The resumption of exports is linked to SII surpassing its original target to produce 100 crores doses of Covishield by the end of this year.  
 
The Pune-based pharma major said that it will bring into production other vaccines under licence. These include Covovax, from US-based company Novavax, which has received Emergency Use Authorisation (EUA) from regulators by WHO and approval in India as well.  The central government has also permitted the export of 7 crore doses of Covovax to Netherlands, Australia and New Zealand for which SII will need to meet the demand.

Adar Poonawalla, CEO of SII, on Friday said that supplies of the Covishield vaccine in India have exceeded 1.25 billion doses and his company is seeking full market authorisation. This will mean further expansion of supplies in 2022. 
 
“The government of India now has enough data for full market authorisation, the SII has approached the drug control general of India for the permission,” Poonawalla said via Twitter.   Another new entrant in the COVID-19 vaccine category in 2021 was indigenously developed ZyCoV-D, by the Ahmadabad-based company Zydus Cadila.  
 
The world’s first DNA-based vaccine for COVID-19 remained important for India in 2021 because it was for children above 12 years.

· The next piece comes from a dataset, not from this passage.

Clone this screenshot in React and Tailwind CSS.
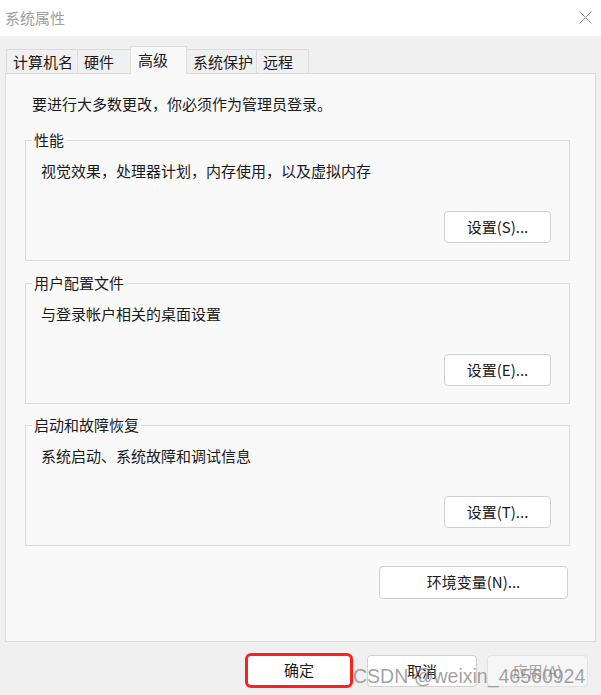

The company is yet to provide the promised supply to the government for rolling out the vaccine under the national COVID-19 program. Sharvil Patel Managing Director at Zydus Cadila, recently said that the company is expected to produce 4-5 crores doses every month by January 2022 for which it is ramping up production. 
 
The Russian Direct Investment Fund (RDIF), the global commercializing partner for the Sputnik V, is in partnership with Dr Reddy’s that is expected to supply 250 million doses by 2021 end. Further, RDIF has also partnered with five other domestic companies—Hetero Biopharma, Gland Pharma, Virchow Biotech, Stelis Biopharma and Panacea Biotec for manufacturing over 850 million doses for India and to meet export targets. Hetero Biopharma alone plans to manufacture over 100 million doses per year of Sputnik V. 
 
As far as therapeutics against COVID-19 are concerned, pharma companies in India are racing to manufacture the antiviral drug Molnupiravir which recently received emergency use authorisation from Indian drug regulator, the Central Drugs Standard Control Organisation (CDSCO). The CDSCO said that it received total of 22 applications for manufacturing and marketing of the drug Molnupiravir in the country. At least 13 firms i.e. Dr Reddy’s, Natco, MSN, Hetero, Optimus, Aurobindo, Mylan, Strides, Emcure, Cipla, Sun Pharma, Torrent and BDR will now manufacture the drug in India. 
 
Molnupiravir has been granted approval by the UK's Medicines and Healthcare products Regulatory Agency (MHRA) as a safe and effective medication for patients with mild to moderate cases of COVID-19. The product also recently received the USFDA’s Emergency Use Authorization.  The drug was invented by Emory University (Atlanta, USA) and was developed by Merck & Co in collaboration with Ridgeback Biotherapeutics. All companies manufacturing the drug are busy ramping up their capacities to fulfil their commitments in the year 2022.